Diagonal Hessian wrt parameters when using mini-batches

I am interested in computing the diagonal values of the Hessian of the loss function with respect to the parameters of an nn.Module to use for statistical inference (standard errors depend on the Hessian). The complication is that the model is estimated using mini-batches, because the full data doesn’t fit into memory, and existing solutions I’ve come across only give you the Hessian for the loss evaluated on a single batch of data.

Does anyone have ideas for how to compute the Hessian evaluated on the full dataset? For a single batch, a (not safe) method like the code below works. My current thinking is that I can just compute the Hessian for a loss function with `sum’ reduction on each batch separately and then sum across all batches, but I haven’t yet convinced myself this is valid so figured I’d see if someone else had thoughts

_input=torch.randn(32,3)
layer = nn.Linear(3,4)
criterion=nn.CrossEntropyLoss()

weight = layer.weight

def func(weight):
    del layer.weight
    layer.weight=weight
    return criterion(layer(_input), torch.zeros(len(_input),dtype=torch.long))

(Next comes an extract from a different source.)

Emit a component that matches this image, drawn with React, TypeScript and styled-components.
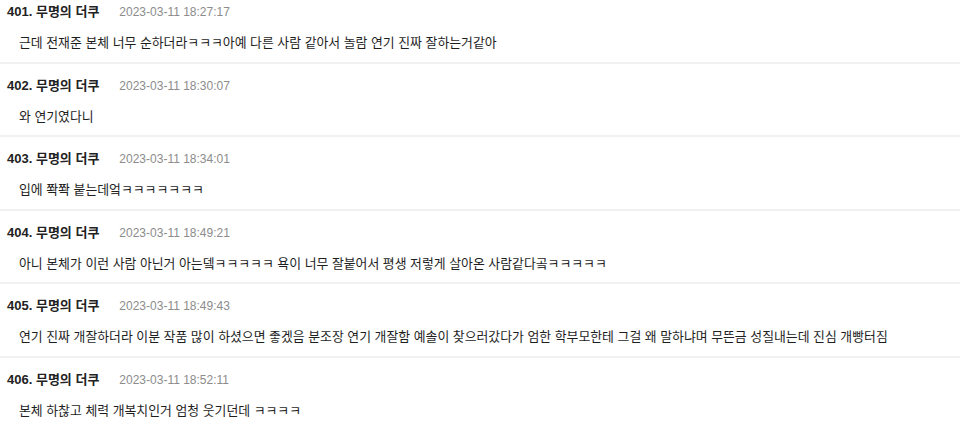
import React from "react";
import styled, { createGlobalStyle } from "styled-components";

const Global = createGlobalStyle`
  html, body { margin: 0; padding: 0; background: #fff; }
  body { font-family: "Liberation Sans", "Noto Sans CJK KR", sans-serif; }
`;

const List = styled.ul`
  list-style: none;
  margin: 0;
  padding: 0;
  width: 960px;
`;

const Item = styled.li`
  padding: 14px 7px 8.6px;
  border-bottom: 2px solid #f1f1f1;
  &:first-child { padding-top: 4px; }
`;

const Header = styled.div`
  display: flex;
  align-items: baseline;
  gap: 20px;
  height: 16px;
  line-height: 16px;
`;

const Author = styled.span`
  font-size: 13px;
  font-weight: 700;
  color: #222;
`;

const DateText = styled.span`
  font-size: 12px;
  color: #8c8c8c;
`;

const Message = styled.p`
  margin: 12px 0 0 12px;
  font-size: 12.88px;
  line-height: 21px;
  color: #1e1e1e;
`;

const comments = [
  { no: 401, date: "2023-03-11 18:27:17", text: "근데 전재준 본체 너무 순하더라ㅋㅋㅋ아예 다른 사람 같아서 놀람 연기 진짜 잘하는거같아" },
  { no: 402, date: "2023-03-11 18:30:07", text: "와 연기였다니" },
  { no: 403, date: "2023-03-11 18:34:01", text: "입에 쫙쫙 붙는데엌ㅋㅋㅋㅋㅋㅋㅋ" },
  { no: 404, date: "2023-03-11 18:49:21", text: "아니 본체가 이런 사람 아닌거 아는뎈ㅋㅋㅋㅋㅋ 욕이 너무 잘붙어서 평생 저렇게 살아온 사람같다곸ㅋㅋㅋㅋㅋ" },
  { no: 405, date: "2023-03-11 18:49:43", text: "연기 진짜 개잘하더라 이분 작품 많이 하셨으면 좋겠음 분조장 연기 개잘함 예솔이 찾으러갔다가 엄한 학부모한테 그걸 왜 말하냐며 무뜬금 성질내는데 진심 개빵터짐" },
  { no: 406, date: "2023-03-11 18:52:11", text: "본체 하찮고 체력 개복치인거 엄청 웃기던데 ㅋㅋㅋㅋ" },
];

export default function App() {
  return (
    <>
      <Global />
      <List>
        {comments.map((c) => (
          <Item key={c.no}>
            <Header>
              <Author>{c.no}. 무명의 더쿠</Author>
              <DateText>{c.date}</DateText>
            </Header>
            <Message>{c.text}</Message>
          </Item>
        ))}
      </List>
    </>
  );
}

torch.autograd.functional.hessian(func,weight)

Related links:

Hi there, I see that you are using my silly hack solution haha:)
Please take a look at NN Module functional API · Issue #49171 · pytorch/pytorch · GitHub
which shall provide an elegant solution after 1.11 release.

Neat, thanks @Ren_Pang. Don’t suppose you have a sense of when 1.11 might drop? Can’t imagine it’s too soon given we’re on 1.9.1

Thanks again!

They just finished the rc2 build for 1.10, which means it will release days later.
I assume 1.11 will take more than 4 months after 1.10 release.

This feature is implemented 1 or 2 weeks ago, so it missed the 1.10 branch cut. And it’s not a feature in urgent demand so it’s not included in the recent cherry picks.